CMY.nın Yürürlük ve Uygulama şekli hakkındaki 5320 sayılı Yasanın 8. maddesinin, 2. paragrafında yer alan ve açılmış temyiz davalarında Yargıtay C.Başsavcılığına dosyaları geri iade hakkı veren hükmünü, lafzına ve amacına uygun biçimde değerlendirmek gerekmektedir. Anılan hükümde Yasa Koyucu; "lehe kanun hükümlerinin uygulanması yönünde mahkemesince değerlendirme yapılması gerektiği açıkça anlaşılanlar" kuralını getirmekle, esasın incelenmesine yasak koyulamayacağını, gecikmeyi önlemek niyetiyle sonradan çıkan yasanın lehe hüküm getirmesi ve yerel mahkemeye ait olan uyarlama yetkisinin açıkça ortaya çıkması durumunda dosyanın yeni bir hüküm kurulmak üzere mahkemesine iadesini öngörmektedir.
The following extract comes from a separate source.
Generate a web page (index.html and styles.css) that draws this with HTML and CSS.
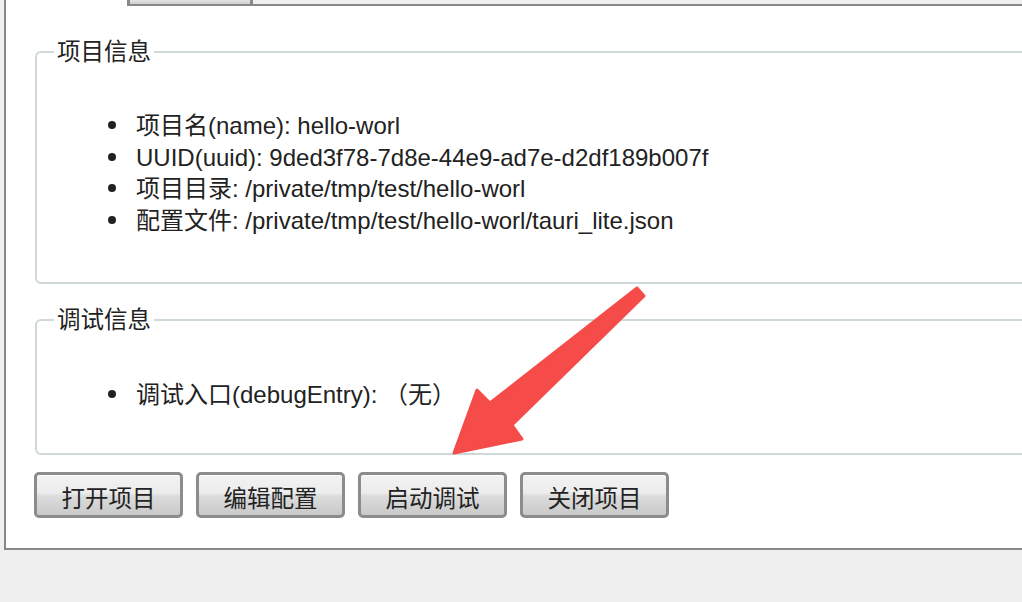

Bu yöntem, yeni yasanın aleyhe olduğunun açıklıkla anlaşılması ve yerel mahkemece verilmiş hükme dayanak oluşturan yasa hükümlerinin lehte olduğu keyfiyetinin tartışılmaz netlik arzetmesi hallerinde kararın usul yönünden bozulmaması zaruretini öngörmektedir.

Hangi yasanın lehte olduğunu tesbitte hiç acze düşmeyecek yargı mercii ise Yargıtaydır. Bu nedenledir ki basit bir muhakemeyle ulaşılabilecek bu sonuca varmak ve makul sürede yargılanma hakkının gereğine uymak yerine gereksiz ve yersiz bir bozma ile dosyayı yerel mahkemeye tevdi ederek yeni bozmalara zemin hazırlamak yasanın açık hükmü karşısında anlaşılabilir bir davranış sayılmamaktadır.

Yargıtay Dairelerinin çoğunluğunun kendi dairelerinde bu yönde bir uygulamaya yönelmesi ve bu Daireler çoğunluğunun oluşturduğu oy desteğiyle Ceza Genel Kurulu kararlarının da yönlendirilmesi bir hukuk gerçeği olarak ortaya çıkmakta ise de bu sonuç "hukukun doğrusu" düzeyine ulaşmamaktadır.

Bu düşüncelerle çoğunluğun kararını benimsemiyorum" görüşüyle;

Kurulun diğer 5 Üyesi ise, öncelikle sanığın suç oluşturduğu iddia edilen eylemlerinin sabit olup olmadığı saptandıktan sonra, bu eylemlerin hangi suç niteliğine uyacağı ve dolayısıyla hangi yasa hükümlerinin uygulanmasının sanık lehine olacağının buna göre belirlenmesi gerektiği, bu nedenle de öncelikle dosyanın esasının incelenmesinin zorunlu olduğu görüşüyle karşı oy kullanmışlardır.

Kurul Üyelerinden A.Kınacı ise, çoğunluğun görüşüne katıldığını, ancak "Sanığın 26.10.2000 tarihinde işlediği sövme eyleminin de sabit olduğu ve bu eylem ile ilgili olarak da yasa bozması yapılması gerektiği" görüşüyle, yalnızca açıkladığı eylem yönünden gerekçede çoğunluk görüşünden farklı oy kullandığını belirtmiştir.

Sonuç: Açıklanan nedenle, 5237 sayılı Türk Ceza Yasasının 1.6.2005 tarihinde yürürlüğe girmesi karşısında sanık hakkında hangi yasa hükümlerinin uygulanacağının ilk derece mahkemesince belirlenmesi zorunluluğu karşısında, hükmün diğer yönleri incelenmeksizin BOZULMASINA, 5.7.2005 günü tebliğnamedeki isteme aykırı olarak oyçokluğu ile karar verildi.